1. "Who are the artists that have been the greatest influence on you and your work?" 

I have always been drawn to artwork that uses bold color. Artists like Frank Stella, Wassily
Kandinsky, Mark Rothko, and Hans Hoffman were big influences in my work from early on. I am
fascinated by their use of color and the dialogue created between those color choices. My own
work is driven by the conversation between colors and the rhythm colors create on the canvas.

2. "What is your most significant body of work?"

The Perception series stands as my most significant body of work. These three large scale paintings reignited my passion for painting. As a mother of three, I chose to put my art on hold in order to raise my children. As my children have grown into their teenage years, I have entered a stage where I have more time to dedicate to my art and have experienced how much my soul missed creating art. These paintings represent a new chapter in my life and my reemergence as an artist. The feedback I have received from this series has served as a powerful motivator, inspiring me to spend more time in the studio.

3. "What is your process as you conceptualize and prepare for a new painting?" 

I prepare for a painting with several pencil drawings in my sketchbook. I sketch from flowers in my garden or photos I have taken from my travels. Next, I digitally manipulate the pictures, zooming in and out and cropping to come up with interesting compositions. Once I have decided on my composition, I begin painting the background. The background develops organically and consists of layers of paint, and sometimes sanding between each layer to create a smooth surface. I then hand draw my flowers onto the canvas and begin laying down color. I start with a vison of the color palette, but the palette invariably evolves as each layer speaks to me while I intuitively put them on the canvas.

4. "How have you evolved as an artist since graduate school?" 

Over the years of teaching and making art, I have learned to enjoy the journey and not focus so much on the destination. I have learned to tune out the noise that used to influence me and just be my authentic self. My best work comes when I am true to myself and not concerned about the outcome. As I continue to evolve and learn, I am going to enjoy every step of the way.

5. "Is there a physical place from where your best work emerges? Whether it is the concept for a new series or the painting itself?" 

I am fortunate to have a studio at home in Ohio where I do all my paintings. Working from home allows me to come and go as my work time is often dictated by my children's schedules. I prefer to work in silence, but when I need to block out distractions, I listen to loud music. My best ideas often come to me during or after exercising.

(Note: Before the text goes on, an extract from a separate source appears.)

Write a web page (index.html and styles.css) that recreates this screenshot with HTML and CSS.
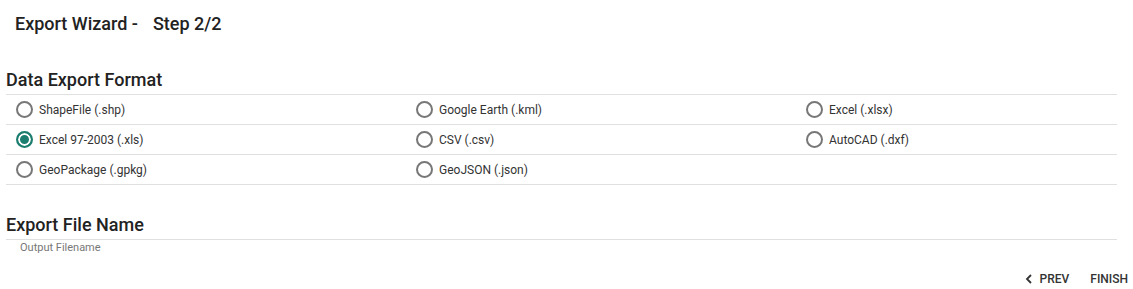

Whether it's a long run, an intense workout, or a yoga session, these activities help me clear my mind and focus on my work.

6. "What medium or tool can you not live without?”

I do love a good, angled brush. This tool allows me to cut into small areas to achieve crisp and clean lines. I am often asked if I use tape for my edges, I do not. All my edges are hand painted and I continually obsess over them.

Allison Clements studio image

7. "Tell us about your upcoming series. What was the influence and inspiration?"

My new body of work “Magnolia Music” explores the juxtaposition of pink magnolias on a grid background. The idea of using a grid pattern in my paintings comes from my sketchbook where I use grids to fill the negative space in my drawings. The contrast between the painterly, imperfect grid lines and the bold graphic magnolias creates an interesting illusion of space and rhythm across the canvas. 

8."What piece of advice would you give to emerging artists or those considering a career as an artist?" 

First and foremost, believe in yourself and make art for you. The more authentic and open you can be with your work the more it will resonate with others. Life is a lot like painting, there is no such thing as perfect, you just keep working and refining. It is a constant work in progress. You must remember that art is subjective, not everyone is going to like your work and that is OK. Just keep
creating and putting yourself out there, and enjoy the journey!